Until Melbourne ran out of space. Literally. Since 2003, more than fifty thousand people have moved to Melbourne each year, with over six hundred thousand new arrivals in that time. And it's actually increasing, with the last official figures showing eighty thousand new residents landing in 2010. If it carries on growing at similar rates, Melbourne would potentially be bigger than Sydney by 2028.
Point Cook 2008: when we took this picture, this prefab sales room was the only building for miles. |
Estate agents, builders and land developers had a field day. A release of new residential land on this scale simply hadn't been seen in Victoria before. Typically the marketers stretched the truth as much as they could, master plans would show the CBD being just twenty minutes away from this world of tranquility and space. Developments such as Sanctuary Lakes, Saltwater Coast, Featherbrook, and Alamanda were all born. And the public flocked in their thousands.
Twenty minutes to the CBD... |
But although the landscape changed rapidly, the fundamental issues in Point Cook didn't. There simply wasn't an infrastructure to cope with the new arrivals, even if the local council had delivered well on the basics, ensuring that a brand new purpose built town centre was completed, and that people could move freely around Point Cook on tree lined boulevards. There weren't enough schools, parks, medical facilities or jobs.

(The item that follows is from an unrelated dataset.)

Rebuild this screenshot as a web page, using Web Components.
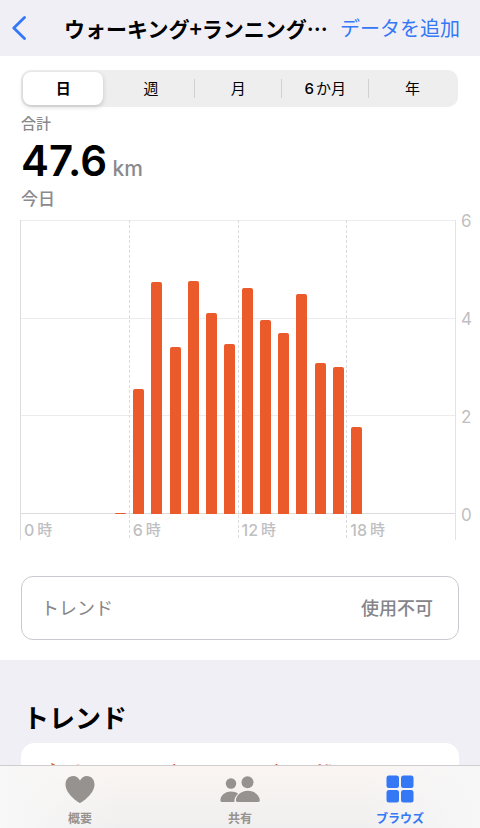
<!DOCTYPE html>
<html lang="ja">
<head>
<meta charset="utf-8">
<meta name="viewport" content="width=device-width, initial-scale=1">
<title>ウォーキング+ランニングの距離</title>
<style>
  body {
    margin: 0;
    background: #fff;
    color: #000;
    font-family: Inter, "Noto Sans CJK JP", sans-serif;
  }
</style>
</head>
<body>
<health-app>
  <nav-bar slot="header" action="データを追加">ウォーキング+ランニング…</nav-bar>
  <range-picker></range-picker>
  <total-summary label="合計" value="47.6" unit="km" date="今日"></total-summary>
  <hour-chart max="6" values="0,0,0,0,0,0.02,2.55,4.74,3.41,4.76,4.11,3.46,4.62,3.95,3.69,4.49,3.09,3,1.77,0,0,0,0,0"></hour-chart>
  <trend-row value="使用不可">トレンド</trend-row>
  <trend-section heading="トレンド">ウォーキング+ランニングの距離</trend-section>
  <tab-bar slot="footer"></tab-bar>
</health-app>

<script>
// Shell: header, scrolling content, tab bar
class HealthApp extends HTMLElement {
  constructor() {
    super();
    this.attachShadow({mode: 'open'});
    this.shadowRoot.innerHTML = `
      <style>
        :host { display: flex; flex-direction: column; height: 100vh; }
        main { flex: 1; min-height: 0; overflow-y: auto; scrollbar-width: none; }
      </style>
      <slot name="header"></slot>
      <main><slot></slot></main>
      <slot name="footer"></slot>
    `;
  }
}

class NavBar extends HTMLElement {
  constructor() {
    super();
    this.attachShadow({mode: 'open'});
  }

  connectedCallback() {
    this.shadowRoot.innerHTML = `
      <style>
        :host { display: block; background: #f0eff5; font-family: "Noto Sans CJK JP", sans-serif; }
        header { display: flex; align-items: center; height: 56px; padding: 0 20px 0 12px; }
        button { border: 0; padding: 0; background: none; color: #3478f6; font: inherit; cursor: pointer; }
        .back { display: flex; width: 16px; }
        h1 { flex: 1; margin: 0; font-size: 21px; line-height: 32px; font-weight: 700; text-align: center; white-space: nowrap; padding-left: 24px; }
        .action { font-size: 20px; line-height: 32px; white-space: nowrap; }
      </style>
      <header>
        <button class="back" aria-label="戻る">
          <svg width="16" height="26" viewBox="0 0 16 26" fill="none" stroke="currentColor" stroke-width="2.8" stroke-linecap="round" stroke-linejoin="round"><path d="M12.5 2.500 1.800 13l10.700 10.500"/></svg>
        </button>
        <h1><slot></slot></h1>
        <button class="action">${this.getAttribute('action')}</button>
      </header>
    `;
  }
}

class RangePicker extends HTMLElement {
  constructor() {
    super();
    this.attachShadow({mode: 'open'});
    this.shadowRoot.innerHTML = `
      <style>
        :host { display: block; padding: 14px 22px 0 21px; }
        div { display: flex; height: 33px; padding: 2px; border-radius: 10px; background: #eeeeef; }
        button { flex: 13 1 0; display: flex; align-items: center; justify-content: center; border: 0; padding: 0; background: none; color: #000; font: inherit; font-size: 15px; line-height: 20px; cursor: pointer; }
        button::after { content: ""; width: 1px; height: 19px; background: #d0d0d3; }
        button::before { content: ""; width: 1px; }
        button span { flex: 1; }
        button[aria-pressed="true"] { flex-grow: 12; border-radius: 8px; background: #fff; font-weight: 700; box-shadow: 0 2px 5px rgba(0, 0, 0, .18); margin-right: 4px; }
        button[aria-pressed="true"]::after, button:last-child::after { background: none; }
        b { font-weight: 500; margin-right: 2px; }
      </style>
      <div role="group" aria-label="期間">
        <button aria-pressed="true"><span>日</span></button>
        <button aria-pressed="false"><span>週</span></button>
        <button aria-pressed="false"><span>月</span></button>
        <button aria-pressed="false"><span><b>6</b>か月</span></button>
        <button aria-pressed="false"><span>年</span></button>
      </div>
    `;

    let buttons = this.shadowRoot.querySelectorAll('button');
    buttons.forEach(button => {
      button.addEventListener('click', () => {
        buttons.forEach(b => b.setAttribute('aria-pressed', b === button));
      });
    });
  }
}

class TotalSummary extends HTMLElement {
  constructor() {
    super();
    this.attachShadow({mode: 'open'});
  }

  connectedCallback() {
    this.shadowRoot.innerHTML = `
      <style>
        :host { display: block; padding: 6px 21px 0; color: #8a8a8e; }
        p { margin: 0; font-weight: 500; white-space: nowrap; }
        .label { font-size: 15px; line-height: 22px; }
        .total { font-size: 21px; line-height: 52px; height: 52px; }
        .total strong { color: #000; font-size: 42px; font-weight: 600; }
        .date { font-size: 17px; line-height: 24px; }
      </style>
      <p class="label">${this.getAttribute('label')}</p>
      <p class="total"><strong>${this.getAttribute('value')}</strong> ${this.getAttribute('unit')}</p>
      <p class="date">${this.getAttribute('date')}</p>
    `;
  }
}

// Bar chart with one bar per hour of the day
class HourChart extends HTMLElement {
  constructor() {
    super();
    this.attachShadow({mode: 'open'});
  }

  connectedCallback() {
    let max = Number(this.getAttribute('max'));
    let bars = this.getAttribute('values').split(',')
      .map(v => `<i style="height: ${v / max * 100}%"></i>`).join('');

    this.shadowRoot.innerHTML = `
      <style>
        :host { display: block; padding: 9px 0 0 20px; color: #bfbfc2; }
        .chart { display: grid; grid-template-columns: 1fr 24px; grid-template-rows: 294px 26px; }
        .hours { grid-area: 1 / 1 / 3 / 2; display: grid; grid-template-columns: repeat(4, 1fr); border-right: 1px solid #e3e3e5; }
        .hours span { display: flex; align-items: flex-end; gap: 3px; padding-left: 4px; font-size: 16px; line-height: 20px; font-weight: 500; background: repeating-linear-gradient(#dcdcde 0 3px, transparent 3px 5px) left / 1px 100% no-repeat; }
        .hours span:first-child { background: linear-gradient(#dcdcde, #dcdcde) left / 1px 100% no-repeat; }
        .hours small { font-size: 15px; }
        .lines { grid-area: 1 / 1; display: flex; flex-direction: column; border-bottom: 1px solid #dcdcde; }
        .lines span { flex: 1; border-top: 1px solid #ececee; }
        .bars { grid-area: 1 / 1; display: grid; grid-template-columns: repeat(24, 1fr); align-items: end; justify-items: center; padding-left: 1px; }
        .bars i { width: 11px; border-radius: 2px 2px 0 0; background: #eb5a2a; }
        .scale { grid-area: 1 / 2; display: flex; flex-direction: column; justify-content: space-between; margin: -9px 0 -11px; padding-left: 5px; font-size: 17px; line-height: 20px; }
      </style>
      <div class="chart">
        <div class="lines"><span></span><span></span><span></span></div>
        <div class="hours">
          <span>0<small>時</small></span><span>6<small>時</small></span><span>12<small>時</small></span><span>18<small>時</small></span>
        </div>
        <div class="bars">${bars}</div>
        <div class="scale"><span>6</span><span>4</span><span>2</span><span>0</span></div>
      </div>
    `;
  }
}

class TrendRow extends HTMLElement {
  constructor() {
    super();
    this.attachShadow({mode: 'open'});
  }

  connectedCallback() {
    this.shadowRoot.innerHTML = `
      <style>
        :host { display: block; padding: 36px 21px 20px; }
        button { display: flex; justify-content: space-between; align-items: center; width: 100%; height: 64px; padding: 2px 25px 0 19px; border: 1px solid #c9c9d0; border-radius: 12px; background: #fff; color: #85858a; font: inherit; font-size: 18px; line-height: 26px; cursor: pointer; }
        b { font-weight: 500; }
      </style>
      <button><slot></slot><b>${this.getAttribute('value')}</b></button>
    `;
  }
}

class TrendSection extends HTMLElement {
  constructor() {
    super();
    this.attachShadow({mode: 'open'});
  }

  connectedCallback() {
    this.shadowRoot.innerHTML = `
      <style>
        :host { display: block; padding: 40px 21px 24px; background: #f0eff5; }
        h2 { margin: 0 0 5px; padding-left: 2px; font-size: 26px; line-height: 38px; font-weight: 700; }
        article { height: 160px; padding: 18px 24px; border-radius: 14px; background: #fff; }
        h3 { display: flex; align-items: center; gap: 6px; margin: 0; color: #e0501f; font-size: 18px; line-height: 26px; font-weight: 700; }
      </style>
      <h2>${this.getAttribute('heading')}</h2>
      <article>
        <h3>
          <svg width="18" height="22" viewBox="0 0 18 22" fill="currentColor"><path d="M6 0c6 2 11 7 10 14-1 5-4 8-8 8s-7-3-7-7c0-3 1-5 3-7 0 2 1 3 2 3 2-3 2-7 0-11z"/></svg>
          <slot></slot>
        </h3>
      </article>
    `;
  }
}

class TabBar extends HTMLElement {
  constructor() {
    super();
    this.attachShadow({mode: 'open'});
    this.shadowRoot.innerHTML = `
      <style>
        :host { display: block; }
        nav { display: flex; height: 62px; border-top: 1px solid #cfcdd0; background: linear-gradient(90deg, #f8f8f8, transparent 25% 75%, #f7f7f8), linear-gradient(#faf5f2, #f0efef); }
        a { flex: 1 1 0; display: flex; flex-direction: column; align-items: center; gap: 6px; padding-top: 8px; color: #96928f; font-size: 12px; line-height: 18px; font-weight: 700; text-decoration: none; }
        a[aria-current] { color: #3478f6; }
        svg { height: 30px; fill: currentColor; flex: none; }
      </style>
      <nav>
        <a href="#summary">
          <svg width="30" viewBox="0 0 30 30"><path d="M15 29C13.800 29 .5 20 .5 10.500C.5 5.500 3.800 2 8 2c3.200 0 5.700 1.700 7 4.600C16.300 3.700 18.800 2 22 2c4.200 0 7.500 3.500 7.500 8.500C29.500 20 16.200 29 15 29z"/></svg>
          概要
        </a>
        <a href="#sharing">
          <svg width="40" viewBox="0 0 40 30"><circle cx="11" cy="9.500" r="5.200"/><path d="M2 28C.8 28 .4 27.400.4 26.300.4 22 4.500 17.500 11 17.500c3 0 5.400.9 7.200 2.300-2.700 2.200-4.200 5-3.800 8.200z"/><circle cx="27.500" cy="8.200" r="6"/><path d="M17.600 28c-1.200 0-1.700-.6-1.700-1.700 0-4.300 4.500-9.600 11.900-9.600s12 5.300 12 9.600c0 1.100-.5 1.700-1.700 1.700z"/></svg>
          共有
        </a>
        <a href="#browse" aria-current="page">
          <svg width="28" viewBox="0 0 28 30"><rect x=".5" y="1.500" width="12.500" height="12.500" rx="2.500"/><rect x="15" y="1.500" width="12.500" height="12.500" rx="2.500"/><rect x=".5" y="16" width="12.500" height="12.500" rx="2.500"/><rect x="15" y="16" width="12.500" height="12.500" rx="2.500"/></svg>
          ブラウズ
        </a>
      </nav>
    `;
  }
}

window.customElements.define('health-app', HealthApp);
window.customElements.define('nav-bar', NavBar);
window.customElements.define('range-picker', RangePicker);
window.customElements.define('total-summary', TotalSummary);
window.customElements.define('hour-chart', HourChart);
window.customElements.define('trend-row', TrendRow);
window.customElements.define('trend-section', TrendSection);
window.customElements.define('tab-bar', TabBar);
</script>
</body>
</html>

Victoria Police seem to take great delight in the misfortune of local commuters. They issue parking tickets like confetti. |
Local residents have finally had enough. I think the closing of one lane on Palmers Road was the straw that broke the camel's back. A residents pressure group has been formed, the Point Cook Action Group, and the council is being forced to act, with yet another huge three thousand home proposed development being passionately opposed to. The media are picking up on the issues with special features in the national press and on the prime time news shows. It shouldn't take too long for Premier Julia Gillard to respond, as this is her constituency after all, but she has thus far been remarkably quiet, and for now the suffering goes on.
We remember those glossy marketing brochures with their promises of twenty minutes on the freeway to the CBD; they forgot to add the thirty minutes it takes just to crawl the three kilometres to the freeway or train station.